[Saved data entries]
• • • •

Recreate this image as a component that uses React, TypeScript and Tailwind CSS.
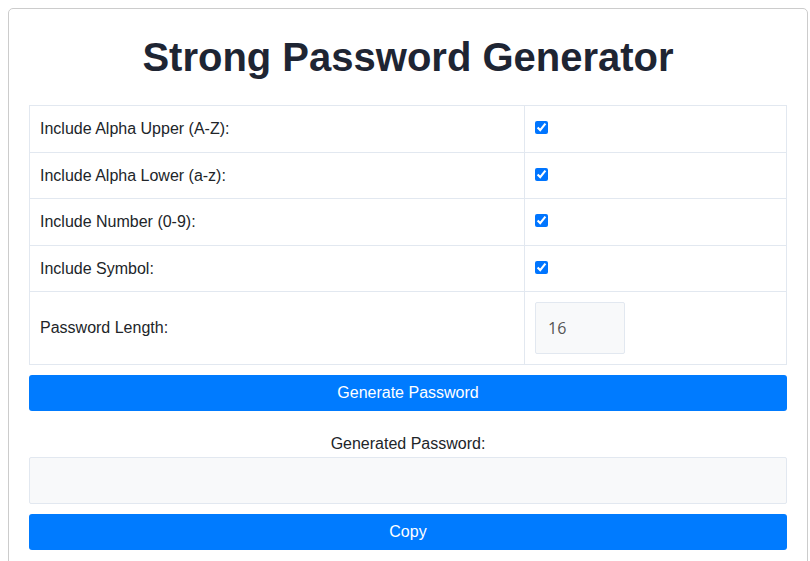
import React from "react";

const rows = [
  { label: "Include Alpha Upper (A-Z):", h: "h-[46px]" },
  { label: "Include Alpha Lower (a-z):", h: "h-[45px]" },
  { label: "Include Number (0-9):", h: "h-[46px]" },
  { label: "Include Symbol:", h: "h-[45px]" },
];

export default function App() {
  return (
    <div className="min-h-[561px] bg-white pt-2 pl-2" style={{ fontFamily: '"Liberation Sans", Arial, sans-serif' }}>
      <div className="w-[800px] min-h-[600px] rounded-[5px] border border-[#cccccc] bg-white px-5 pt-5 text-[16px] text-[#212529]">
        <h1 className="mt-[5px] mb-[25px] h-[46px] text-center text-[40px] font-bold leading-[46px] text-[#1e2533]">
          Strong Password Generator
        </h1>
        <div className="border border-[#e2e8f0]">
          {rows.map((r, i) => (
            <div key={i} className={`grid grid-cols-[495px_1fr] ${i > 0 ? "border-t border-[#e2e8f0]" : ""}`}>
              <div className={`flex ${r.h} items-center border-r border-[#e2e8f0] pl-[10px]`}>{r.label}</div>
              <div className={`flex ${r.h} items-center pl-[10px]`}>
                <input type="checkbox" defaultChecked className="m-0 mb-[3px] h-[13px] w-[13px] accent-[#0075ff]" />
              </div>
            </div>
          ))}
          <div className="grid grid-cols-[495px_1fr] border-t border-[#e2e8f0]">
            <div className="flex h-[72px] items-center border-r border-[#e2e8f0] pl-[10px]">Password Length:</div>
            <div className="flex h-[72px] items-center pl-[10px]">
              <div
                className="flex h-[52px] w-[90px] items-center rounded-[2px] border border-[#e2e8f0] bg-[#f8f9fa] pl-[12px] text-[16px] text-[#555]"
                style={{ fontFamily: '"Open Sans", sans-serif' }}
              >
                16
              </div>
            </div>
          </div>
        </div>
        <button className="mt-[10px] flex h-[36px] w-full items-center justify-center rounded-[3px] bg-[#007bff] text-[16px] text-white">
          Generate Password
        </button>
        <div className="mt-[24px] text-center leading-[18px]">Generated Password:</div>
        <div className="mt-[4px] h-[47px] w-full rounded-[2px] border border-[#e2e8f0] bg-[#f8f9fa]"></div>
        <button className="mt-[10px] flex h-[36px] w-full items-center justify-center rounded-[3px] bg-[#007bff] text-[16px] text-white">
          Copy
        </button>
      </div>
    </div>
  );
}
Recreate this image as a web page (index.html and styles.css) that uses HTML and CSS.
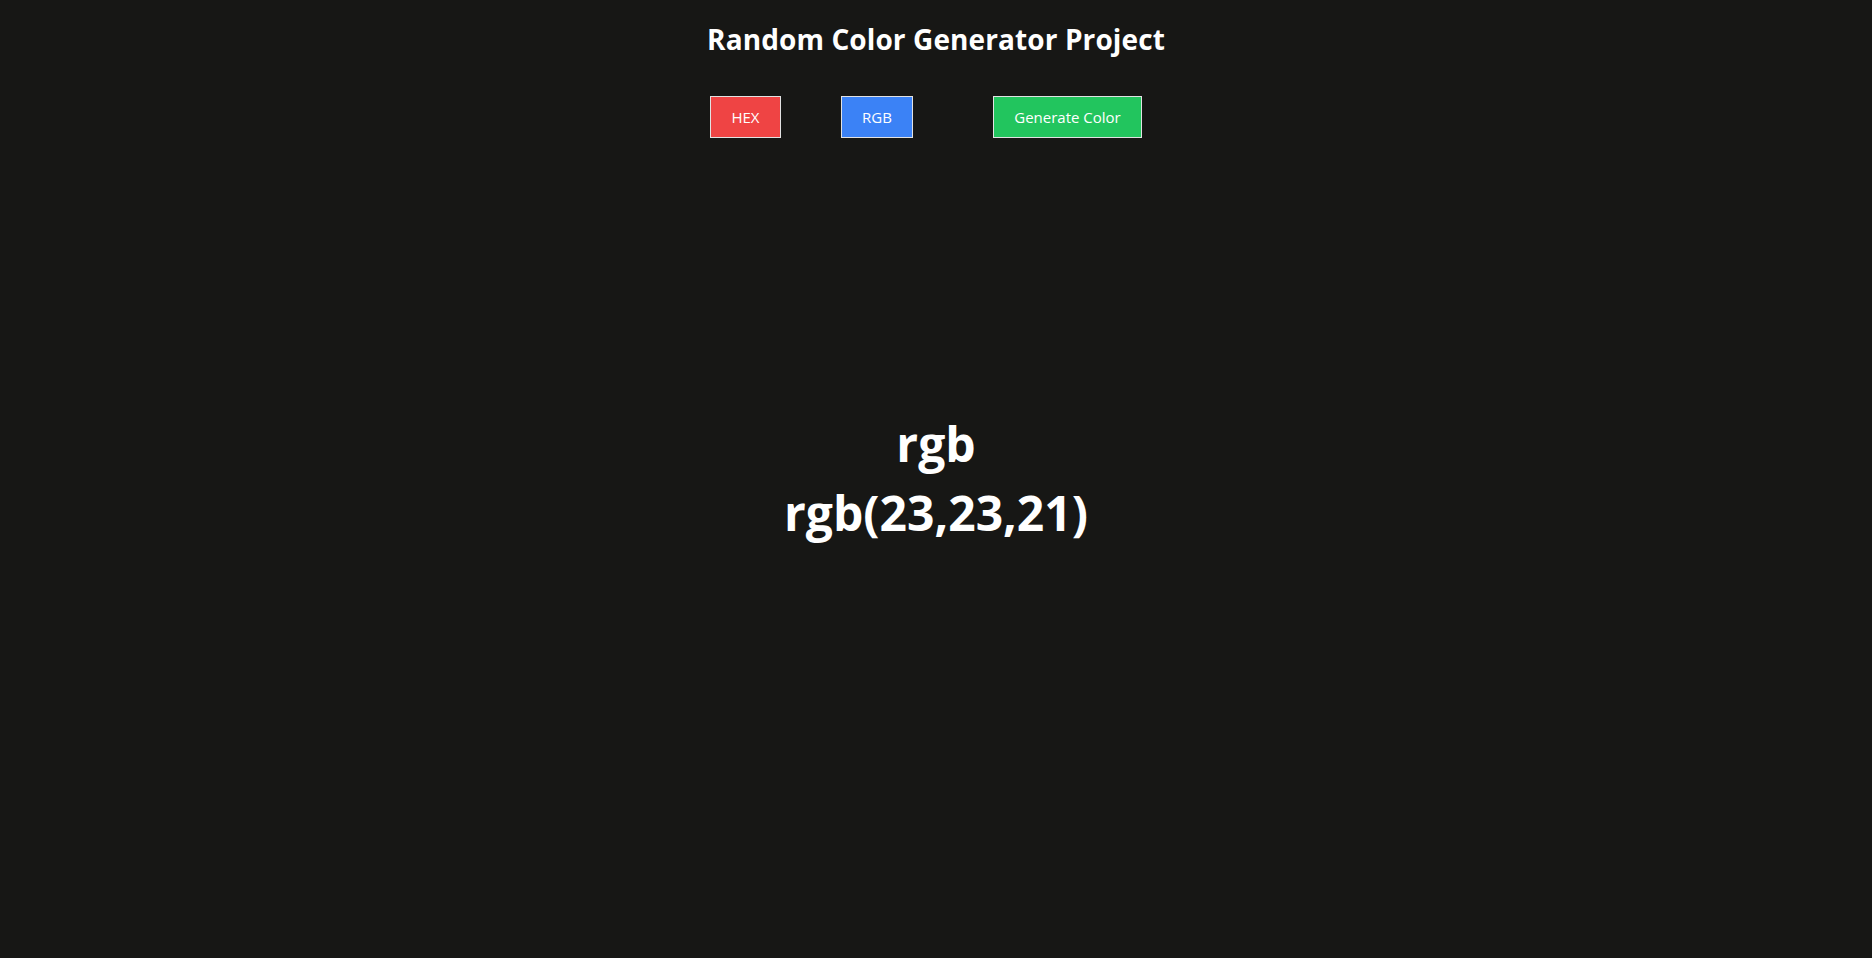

• • • •

WHAT TO WORK ON —
Leave out the pictures and transcribe everything else exactly.

RESULT OF THIS TASK —
Recreate this image as a component that uses React, TypeScript and Tailwind CSS.
import React from "react";

const rows = [
  { label: "Include Alpha Upper (A-Z):", h: "h-[46px]" },
  { label: "Include Alpha Lower (a-z):", h: "h-[45px]" },
  { label: "Include Number (0-9):", h: "h-[46px]" },
  { label: "Include Symbol:", h: "h-[45px]" },
];

export default function App() {
  return (
    <div className="min-h-[561px] bg-white pt-2 pl-2" style={{ fontFamily: '"Liberation Sans", Arial, sans-serif' }}>
      <div className="w-[800px] min-h-[600px] rounded-[5px] border border-[#cccccc] bg-white px-5 pt-5 text-[16px] text-[#212529]">
        <h1 className="mt-[5px] mb-[25px] h-[46px] text-center text-[40px] font-bold leading-[46px] text-[#1e2533]">
          Strong Password Generator
        </h1>
        <div className="border border-[#e2e8f0]">
          {rows.map((r, i) => (
            <div key={i} className={`grid grid-cols-[495px_1fr] ${i > 0 ? "border-t border-[#e2e8f0]" : ""}`}>
              <div className={`flex ${r.h} items-center border-r border-[#e2e8f0] pl-[10px]`}>{r.label}</div>
              <div className={`flex ${r.h} items-center pl-[10px]`}>
                <input type="checkbox" defaultChecked className="m-0 mb-[3px] h-[13px] w-[13px] accent-[#0075ff]" />
              </div>
            </div>
          ))}
          <div className="grid grid-cols-[495px_1fr] border-t border-[#e2e8f0]">
            <div className="flex h-[72px] items-center border-r border-[#e2e8f0] pl-[10px]">Password Length:</div>
            <div className="flex h-[72px] items-center pl-[10px]">
              <div
                className="flex h-[52px] w-[90px] items-center rounded-[2px] border border-[#e2e8f0] bg-[#f8f9fa] pl-[12px] text-[16px] text-[#555]"
                style={{ fontFamily: '"Open Sans", sans-serif' }}
              >
                16
              </div>
            </div>
          </div>
        </div>
        <button className="mt-[10px] flex h-[36px] w-full items-center justify-center rounded-[3px] bg-[#007bff] text-[16px] text-white">
          Generate Password
        </button>
        <div className="mt-[24px] text-center leading-[18px]">Generated Password:</div>
        <div className="mt-[4px] h-[47px] w-full rounded-[2px] border border-[#e2e8f0] bg-[#f8f9fa]"></div>
        <button className="mt-[10px] flex h-[36px] w-full items-center justify-center rounded-[3px] bg-[#007bff] text-[16px] text-white">
          Copy
        </button>
      </div>
    </div>
  );
}
Recreate this image as a web page (index.html and styles.css) that uses HTML and CSS.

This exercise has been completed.